Highlights Fundamental Challenges: The severe degradation in third-person control, especially rotation, points to a core unsolved problem in interactive world modeling related to character-scene interaction and viewpoint stability.

Practical Implications:

Enables Fair Comparison: For the first time, researchers and developers can directly and fairly compare interactive world models on equal footing, accelerating progress by identifying true strengths and weaknesses.
Provides Actionable Insights: The results provide clear guidance for model development: improving world consistency is a major frontier, third-person generation needs dedicated architectural attention, and domain-specific training (e.g., Open-Oasis on Minecraft) does not generalize well.
Offers Modular, Future-Proof Infrastructure: By separating standardized inputs from the evaluation metrics, WorldMark allows the community to reuse its test suite while integrating new, improved metrics as the field evolves.
Democratizes Evaluation: The release of all data, code, and the online World Model Arena (warena.ai) allows anyone to compare models interactively, fostering transparency and community engagement.

Conclusion

WorldMark establishes the first standardized benchmark for interactive I2V world models, resolving the critical fragmentation in their evaluation. By providing a unified action interface, a diverse and hierarchical test suite, and a modular evaluation toolkit, it enables rigorous, apples-to-apples comparison.

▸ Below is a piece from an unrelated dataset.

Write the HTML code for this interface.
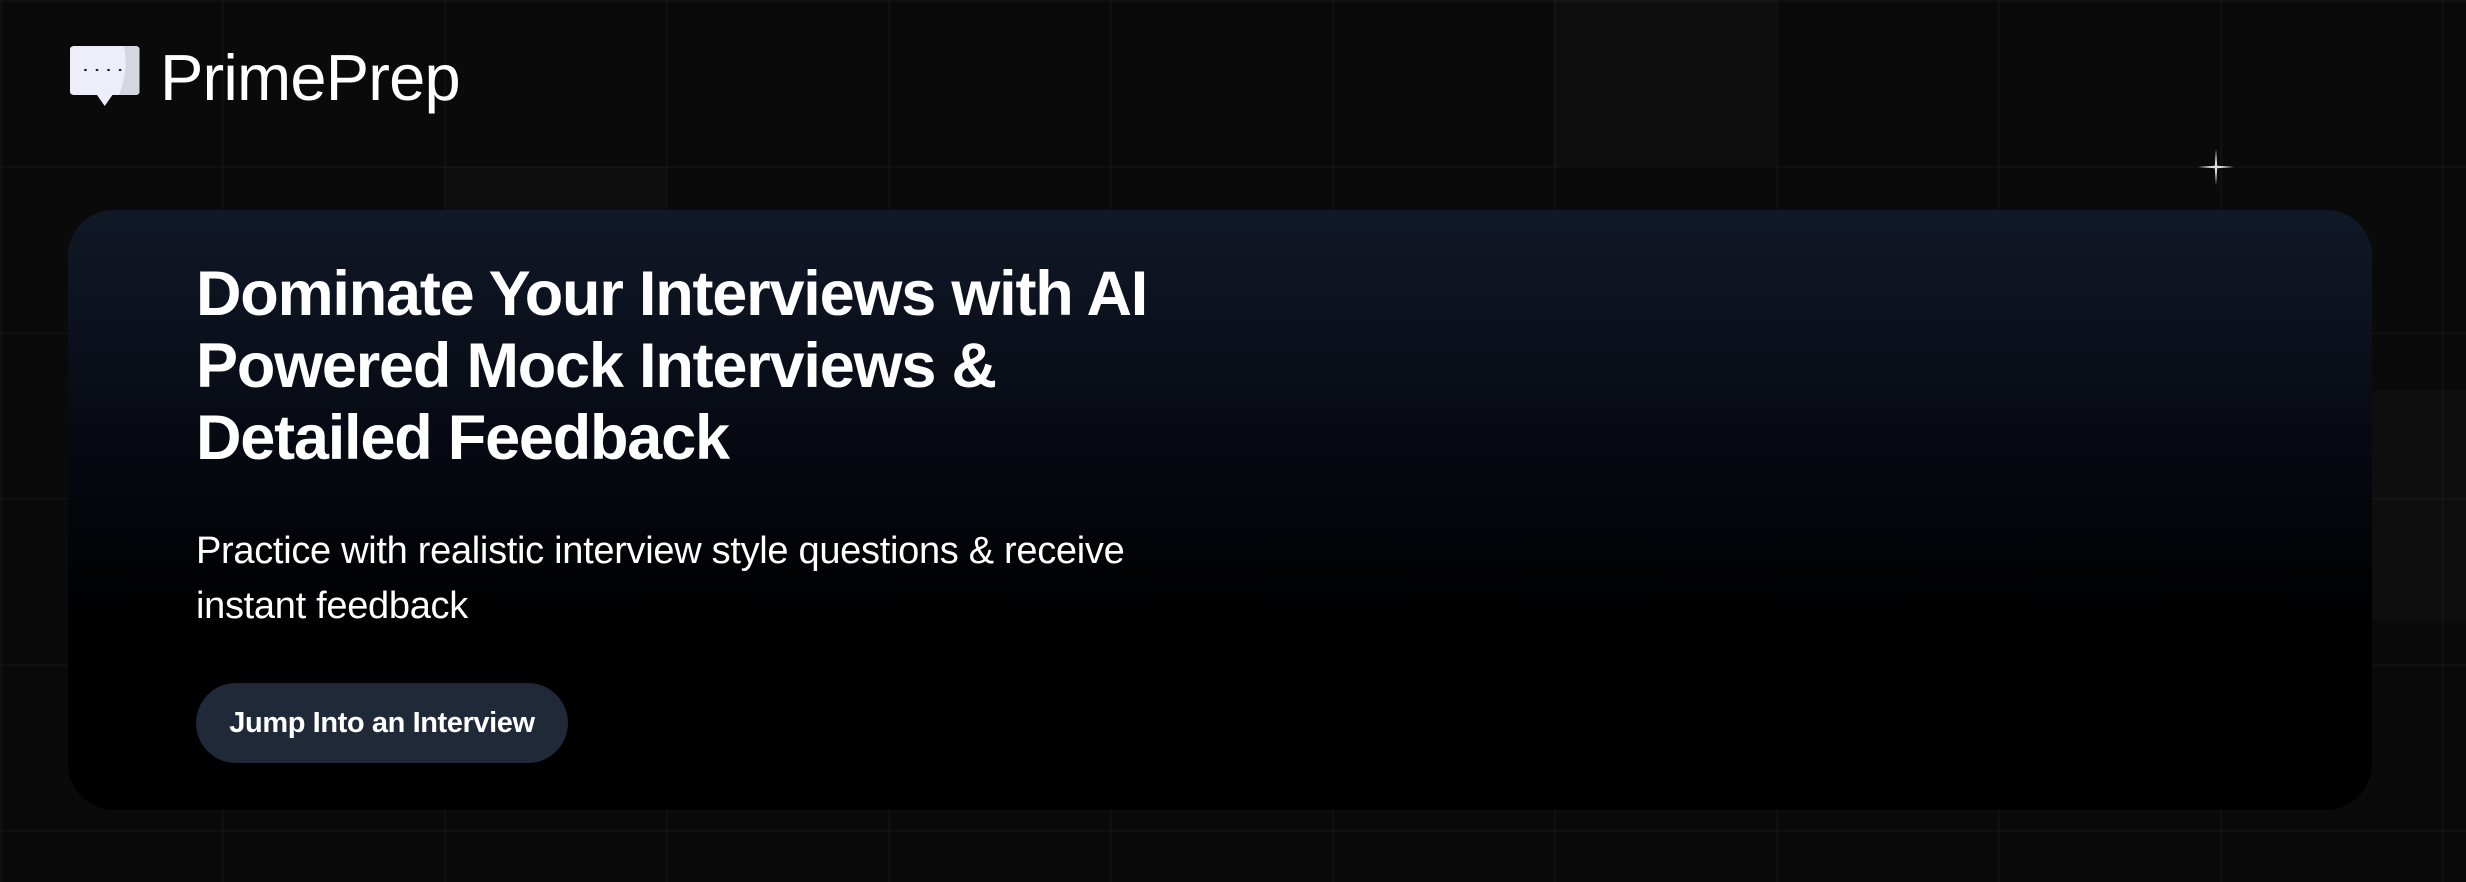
<!DOCTYPE html>
<html><head><meta charset="utf-8"><style>
html,body{margin:0;padding:0;width:2466px;height:882px;overflow:hidden;background:#0a0a0a;font-family:"Liberation Sans",sans-serif;}
.grid{position:absolute;inset:0;background-image:linear-gradient(to right,rgba(255,255,255,0.025) 2px,transparent 2px),linear-gradient(to bottom,rgba(255,255,255,0.025) 2px,transparent 2px);background-size:222px 166px;background-position:0 0;}
.cell{position:absolute;background:rgba(255,255,255,0.02);}
.logo{position:absolute;left:70px;top:45px;}
.brand{position:absolute;left:160px;top:38px;color:#fff;font-size:65px;letter-spacing:-0.8px;line-height:80px;}
.card{position:absolute;left:68px;top:210px;width:2304px;height:600px;border-radius:46px;background:linear-gradient(to bottom,#111827 0%,#060912 40%,#000 68%,#000 100%);}
h1{position:absolute;left:196px;top:258px;margin:0;color:#fff;font-size:63px;line-height:72px;font-weight:bold;letter-spacing:-1.2px;}
p{position:absolute;left:196px;top:524px;margin:0;color:#fff;font-size:38px;line-height:55px;letter-spacing:-0.3px;}
.btn{position:absolute;left:196px;top:683px;width:372px;height:80px;border-radius:40px;background:#1f2937;color:#fff;font-weight:bold;font-size:29px;letter-spacing:-0.4px;line-height:80px;text-align:center;}
</style></head><body>
<div class="grid"></div>
<div class="cell" style="left:444px;top:166px;width:222px;height:44px"></div>
<div class="cell" style="left:1554px;top:0;width:222px;height:166px"></div>
<div class="cell" style="left:2372px;top:390px;width:94px;height:230px"></div>
<svg style="position:absolute;left:2196px;top:147px" width="40" height="40" viewBox="0 0 40 40"><path d="M20 2 L21.2 18.8 L38 20 L21.2 21.2 L20 38 L18.8 21.2 L2 20 L18.8 18.8Z" fill="#ddd"/></svg>
<svg class="logo" width="72" height="62" viewBox="0 0 56 62" preserveAspectRatio="none"><path d="M3 1 H51 A3 3 0 0 1 54 4 V47 A3 3 0 0 1 51 50 H33 L27 61 L21 50 H3 A3 3 0 0 1 0 47 V4 A3 3 0 0 1 3 1Z" fill="#eeeef8"/><path d="M42 1 H51 A3 3 0 0 1 54 4 V47 A3 3 0 0 1 51 50 H38 Q46 26 42 1Z" fill="#d6d6e2"/><circle cx="12" cy="25" r="1.1" fill="#222"/><circle cx="21" cy="25" r="1.1" fill="#222"/><circle cx="30" cy="25" r="1.1" fill="#222"/><circle cx="39" cy="25" r="1.1" fill="#222"/></svg>
<div class="brand">PrimePrep</div>
<div class="card"></div>
<h1>Dominate Your Interviews with AI<br>Powered Mock Interviews &amp;<br>Detailed Feedback</h1>
<p>Practice with realistic interview style questions &amp; receive<br>instant feedback</p>
<div class="btn">Jump Into an Interview</div>
</body></html>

The benchmark reveals key insights about the current state of the field: visual quality and world consistency are largely independent, precise low-level control does not guarantee a coherent world, and third-person generation remains an open and significant challenge. The release of this benchmark, along with all associated data and tools, is intended to provide a common foundation for measuring and driving future progress in interactive world modeling.